In the hidden-object genre of casual games, there's a substantial and largely regrettable subgenre of romance-centred stories, within which are a few games about planning weddings. In certain respects, D-Day plays very much like Dream Day Wedding and its ilk. The gameplay mimics hidden-object in that there's effectively nothing to do except to find all the things and put them where they need to be. To-do lists and now-do-this instructions strive to preserve the player from the slightest confusion. The world is sparkly and conflict-free, and the bride is kept safely generic; her intended is absent, barely mentioned at all, and seems irrelevant to the whole undertaking. (It's probably unfair to consider D-Day as literature rather than a straightforward iteration of a standard fantasy; it's certainly not attempting anything more than the latter, which means that I'd be unlikely to like it much regardless of its other qualities.)
The two key elements of casual games that it lacks are a high level of aesthetic polish (in IF that might translate to lavish prose and meticulous scenery implementation) and an intuitive, idiot-proof, silky-smooth user interface. Both of these could have been substantially improved by testing.
It's probably fairest to think of D-Day as a My Apartment game. In that light, it's quite respectable: it demonstrates some thought about structure, it provides immediate objectives, it's trying to be considerate of the player, it can be won without ever getting stuck, it doesn't have the cynically lazy my-game-sucks attitude that typifies My Apartment.
A just-so story: an author has some small children. Every night, at bedtime, he sits down with them and invents another installment of an ongoing story. The children chip in with suggestions. The story they tell has a lot of problems -- exactly the sorts of problems you get with stories told off the cuff. It's mostly a series of fragmentary set-pieces, it's heavily derivative, it lacks cohesion, there are a lot of loose ends that never get tied up; the stories are mostly unified by a broad setting and recurring characters. The children don't care about any of this, because they're sharing a story by their dad. Later, the author assembles some of these stories into an IF game, designed to be accessible to children. Whether this actually represents how Alabaz was written is irrelevant: it's very much how it feels.

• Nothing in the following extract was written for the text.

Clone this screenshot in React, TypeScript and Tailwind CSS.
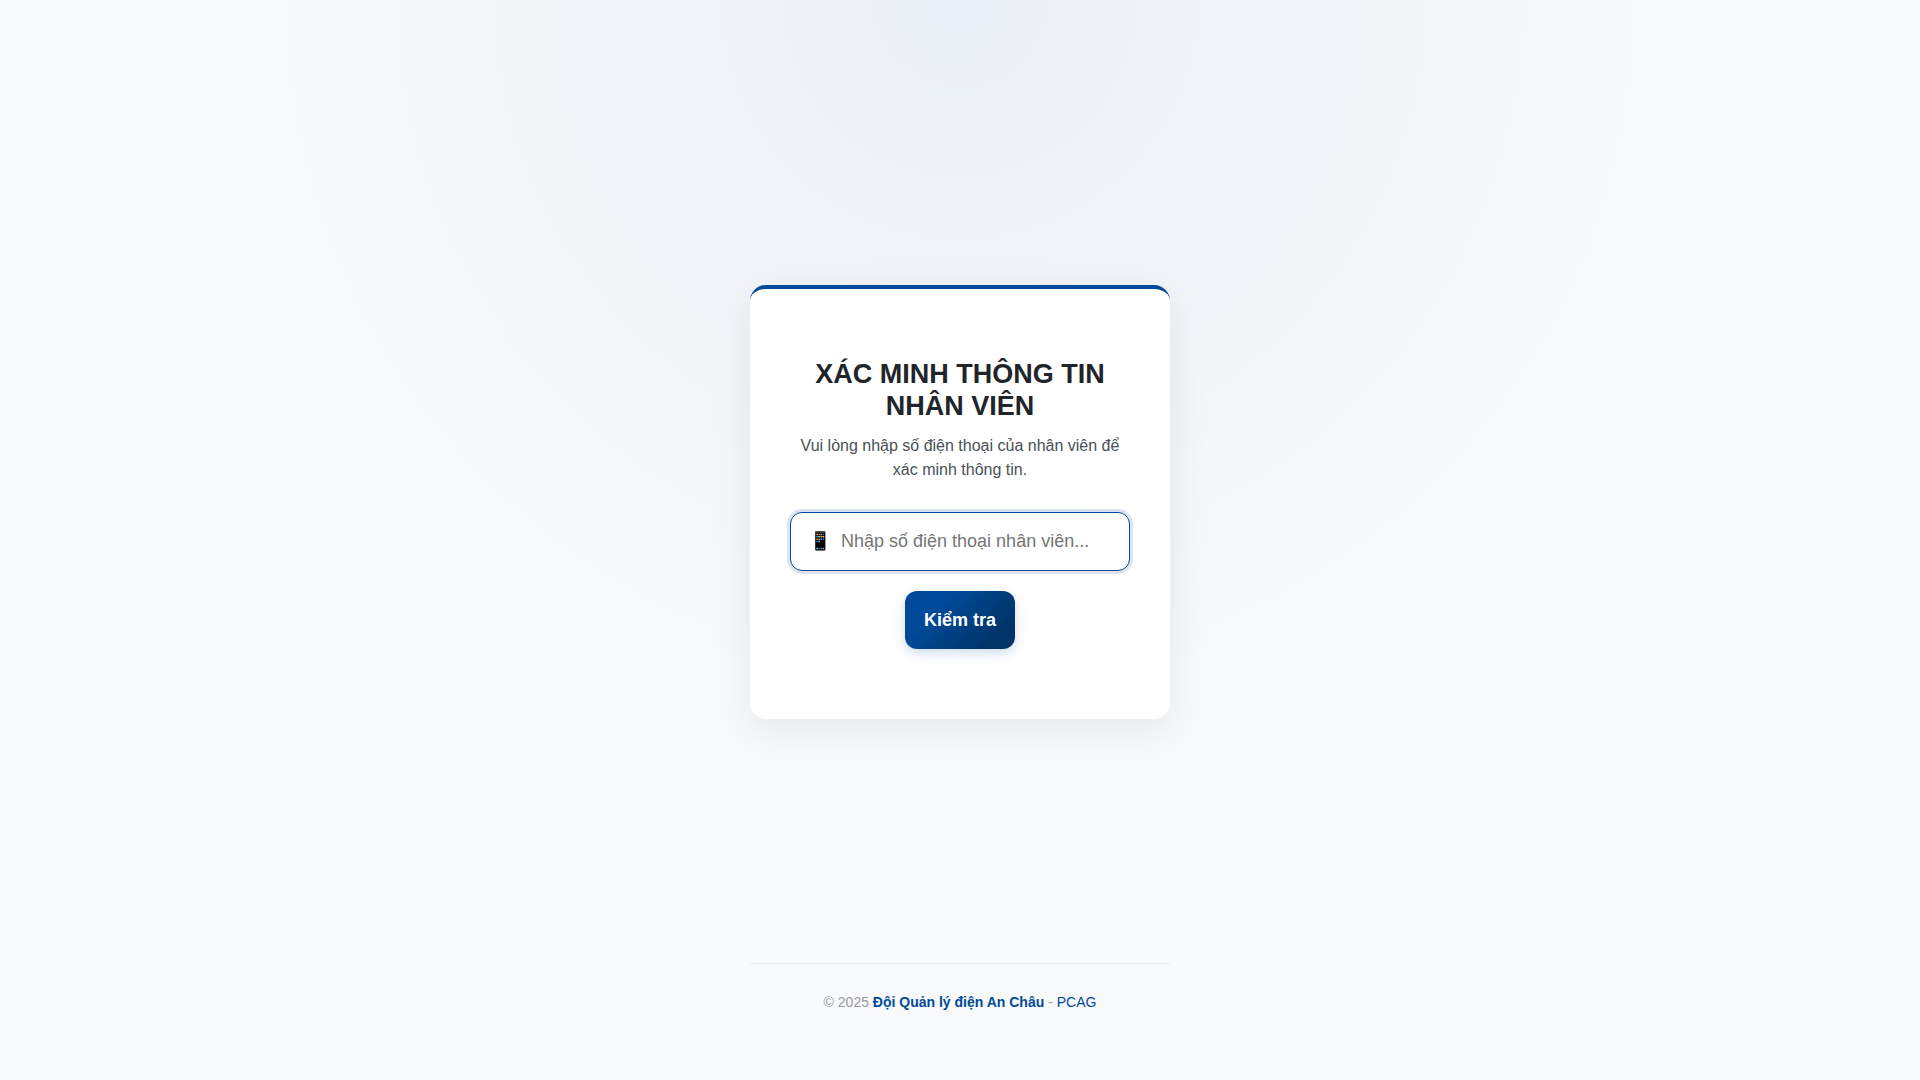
import { useState } from "react";

export default function App() {
  const [phone, setPhone] = useState("");

  return (
    <div className="flex min-h-screen flex-col items-center bg-[#f8f9fb] bg-[radial-gradient(circle_at_50%_0%,rgba(0,74,153,0.05)_0%,transparent_50%)] px-5 py-10 font-['Liberation_Sans',Arial,sans-serif] text-[#212529]">
      <main className="flex w-full max-w-[420px] grow flex-col justify-center">
        <section className="rounded-2xl border-t-4 border-[#004a99] bg-white px-10 pt-[69px] pb-[70px] text-center shadow-[0_10px_40px_rgba(0,0,0,0.08)]">
          <h1 className="mb-3 text-[27px] leading-8 font-bold">XÁC MINH THÔNG TIN NHÂN VIÊN</h1>
          <p className="mb-[30px] text-base text-[#495057]">
            Vui lòng nhập số điện thoại của nhân viên để xác minh thông tin.
          </p>
          <form className="flex flex-col items-center gap-5" onSubmit={(e) => e.preventDefault()}>
            <label className="flex w-full items-center gap-[10px] rounded-xl border border-[#004a99] bg-white px-[18px] py-4 shadow-[0_0_0_3px_rgba(0,74,153,0.15)]">
              <span className="text-lg leading-[25px]" aria-hidden="true">📱</span>
              <input
                type="tel"
                aria-label="Số điện thoại nhân viên"
                value={phone}
                onChange={(e) => setPhone(e.target.value)}
                placeholder="Nhập số điện thoại nhân viên..."
                className="min-w-0 flex-1 bg-transparent text-lg leading-[25px] outline-none placeholder:text-[#757575]"
              />
            </label>
            <button
              type="submit"
              className="rounded-xl bg-[linear-gradient(135deg,#004a99_30%,#003366_85%)] px-[19px] py-4 text-lg leading-[26px] font-bold text-white shadow-[0_4px_12px_rgba(0,74,153,0.2)]"
            >
              Kiểm tra
            </button>
          </form>
        </section>
      </main>
      <footer className="w-full max-w-[420px] border-t border-[#e9ecef] py-7 text-center text-sm leading-5 text-[#94999e]">
        © 2025 <strong className="text-[#004a99]">Đội Quản lý điện An Châu</strong> -{" "}
        <a href="#" className="text-[#004a99]">PCAG</a>
      </footer>
    </div>
  );
}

The plot: you are an Everyman child hero, tasked by the fatherly but inert King of Alabazopolis to reunite an archipelago-kingdom sundered by mists. To do this, you must take your child-crewed ship, explore the islands and recover magic pearls; there's more than a touch of anime about the scenario. Its strength is in its set-pieces, which include plenty of strange and striking imagery. (Some work much better than others.) The novice-friendly design is a more questionable virtue; the influence of casual gaming is obvious, with heavy-handed pointers and showers of achievements, and a character whose main function is to follow you around dispensing tutorials.
Despite this, Alabaz is consciously old-schoolish; it's a substantial size, and there's a lot of Zork and Myst here. As a game for children, its worst structural flaw is that it's a big-map game that's designed in ways that make travel very tedious, even when you've solved all the relevant puzzles. Apart from this, the puzzles are solidly designed and appropriately easy; but I think that this was intended as a game to be played over many evenings, which is hard to do with easy puzzles. The tedious navigation fills that gap.
In terms of content, there's a sort of uneasy dissonance that a child might or might not pick up on: it's a world where adults behave like sulky children and children behave like responsible adults, and it's also a world that promises heroism but fails to deliver, because heroism requires real monsters, and in Alabaz all apparent monsters quickly turn out to be paper tigers. The game seems designed for very small children -- too small to cope with very much conflict in their fiction. I can't say how well it'd work for its target age, but there's a great deal that makes this translate poorly for adults.
I suspect that children’s literature is best written not by a doting parent -- someone who primarily wants a safe, clean, improving world for their children -- but a crazy uncle, someone who wants to entertain, inform, subvert.